«Неужели с допроса?» – потрясённо подумал Пётр.
Более осведомлённый Славик, разумеется, так плохо о своих сослуживцах не подумал (бьют чисто, без синяков), но озадачен был не меньше маститого собрата по перу.
В свою очередь, вошедший уставился на обоих сокамерников, затем открыл рот и в грубой нецензурной форме, неожиданной в устах лирического поэта и редактора детского журнала «Кренделёк», выразил злобное изумление.
– За что, блин, сидим? – ядовито полюбопытствовал он, вновь перейдя на относительно литературную речь.
– Я – маньяк, – грустно представился Пётр. – А Вячеслав – не знаю. Наверное, мой сообщник…
– Какой ты, блин, маньяк? – жёлчно отозвался Овсяночкин. – Маньяк нашёлся! Это я – маньяк, а ты… – Не договорил и, болезненно морщась, принялся ощупывать нижнюю челюсть.
Картавость его после безвинно принятых побоев заметно усилилась. Кроме того, от поэта явно несло спиртным. Из запоя Сергей, надо полагать, так и не вышел.
– Баба на бильярде, – расстроенно сообщил он, осторожно дотронувшись до царапины на щеке, – хуже, чем баба на корабле. Детей рожай! Ужин мужу готовь! Нет, блин, прутся на бильярд…
Затем узники обменялись горестными историями.
И пусть то, что произошло с Сергеем Овсяночкиным, послужит вам уроком: играя в «американку», он имел неосторожность поправить противника, дескать, говорить следует не «киём», а «кием», за что хлёстко получил в ответ совершенно безнравственную рифму к одному из этих слов.
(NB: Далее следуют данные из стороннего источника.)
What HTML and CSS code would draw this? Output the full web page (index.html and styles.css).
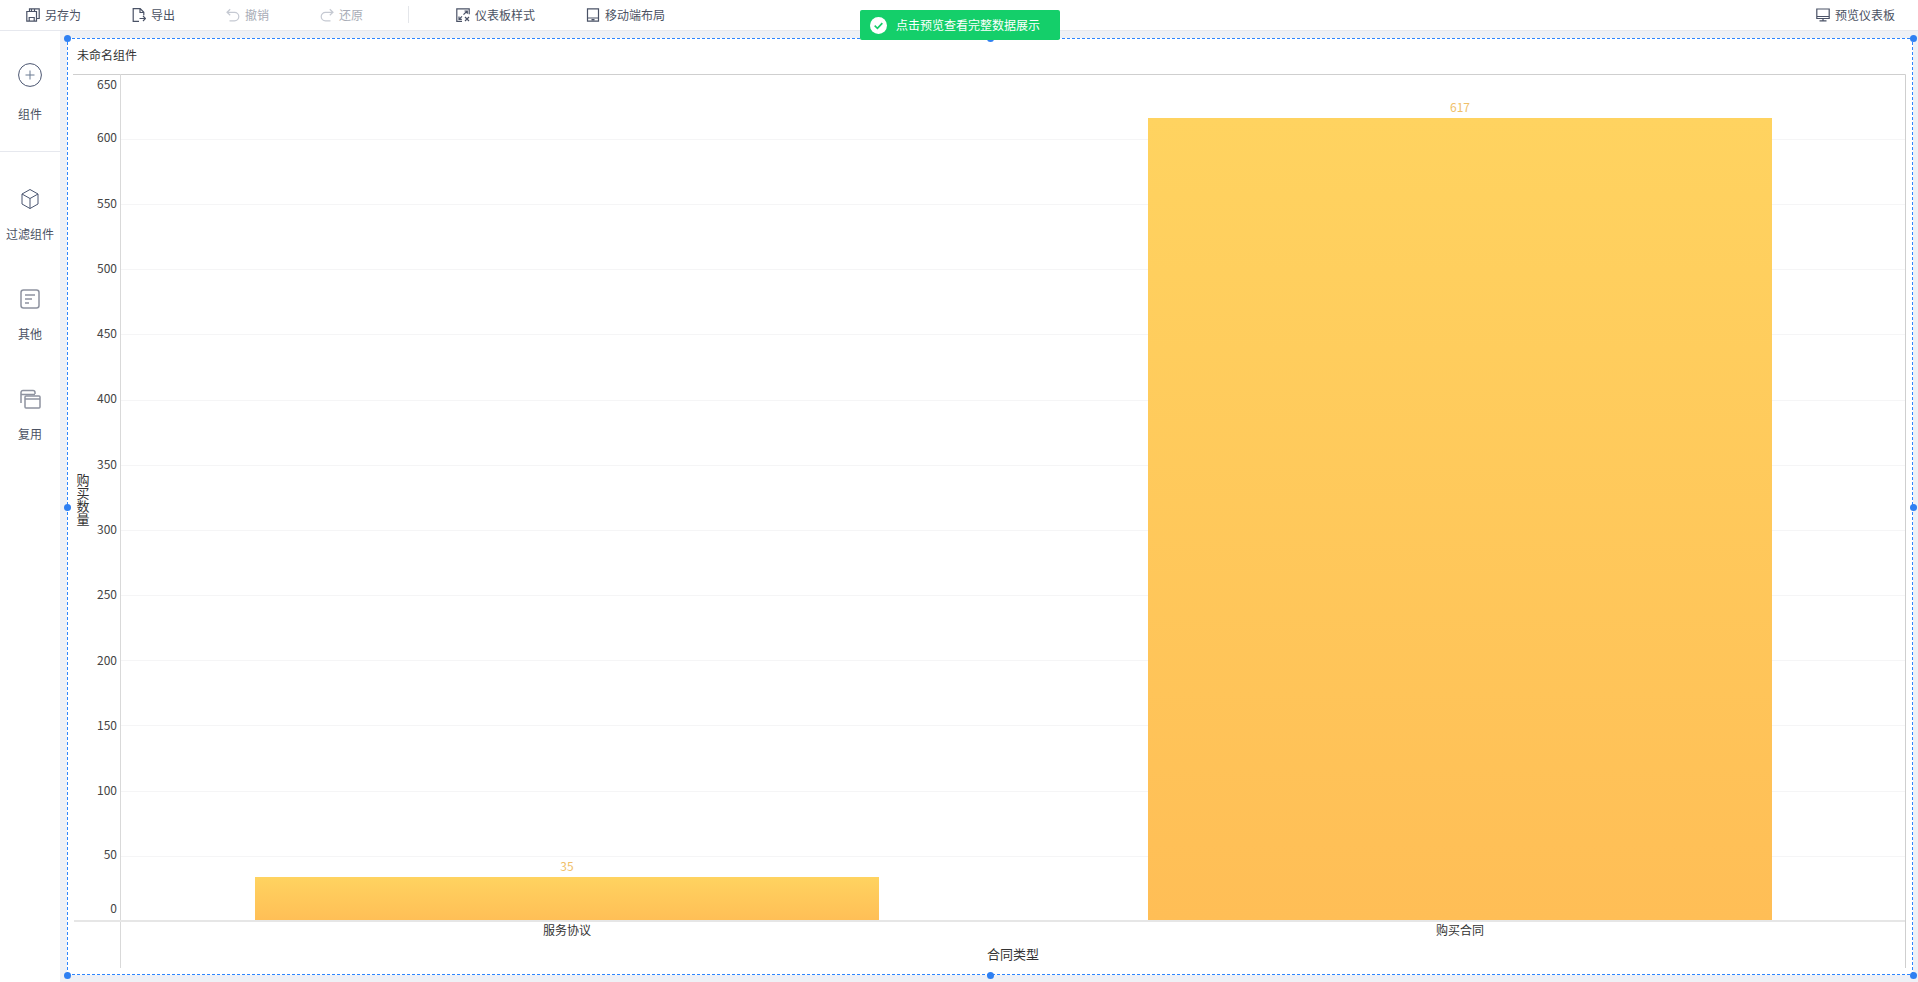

И нет бы ему прикусить язык – не удержался поэт, подначил, да ещё и под руку:
«А ну как маньяк услышит?»
Партнёр поперхнулся – и скиксовал.
«Сам ты маньяк!» – в сердцах бросил он, после чего все в бильярдной, в том числе и девушка за соседним столиком, невольно прислушались к их разговору.
На свою беду именно в этот миг Сергей поймал кураж: с треском положил дуплет, потом свояка в среднюю лузу и, завершив партию авантюрнейшим абриколем, стал на радостях говорлив.
«А что? – молвил он, победно опершись на кий. – Почему бы не допустить, блин…»
И – походя, играючи – выстроил общую теорию маньячества, о которой столь долго мечтали криминалисты. Был ли тому причиной талант Сергея Овсяночкина (сказано же, что фантастика есть продолжение поэзии иными средствами), или же долгое потребление спиртных напитков аптекарскими дозами и без закуски, но речь его прозвучала настолько убедительно, что присутствующие оцепенели, а он, дурачок, этим спасительным мгновением не воспользовался.
В итоге – синяк, в итоге – царапина, в итоге – ушибленная нижняя челюсть и ещё шишка на самой маковке от удара бильярдным кием. Или киём. Смотря с чем рифмовать.
– М-да… – заключил со вздохом Пётр Пёдиков, дослушав исповедь до конца. – В целом, конечно, мысль здравая: если перебить всех грамотных, обязательно пришибёшь и маньяка… Во всяком случае, одного из двух…
– А что за теория? – с интересом спросил Славик.
Общая теория маньячества, оглашённая Сергеем Овсяночкиным в бильярдной торгового комплекса «Комма» и воспроизведённая затем в следственном изоляторе, открывалась злобными нападками на человеческую личность.
Что мы о себе возомнили? Кто мы такие? По какому праву полагаем себя главной ценностью? Язык живёт тысячелетия, а мы даже до ста лет дотянуть не можем. Не ясно ли, что отдельная особь не имеет самостоятельного значения – она всего лишь клеточка огромного организма, именуемого языком. Человек может заниматься чем угодно: срубать бабки, строить дворцы, изобретать велосипеды – однако настоящая его задача одна: породить собственное подобие и передать ему язык в целости и сохранности.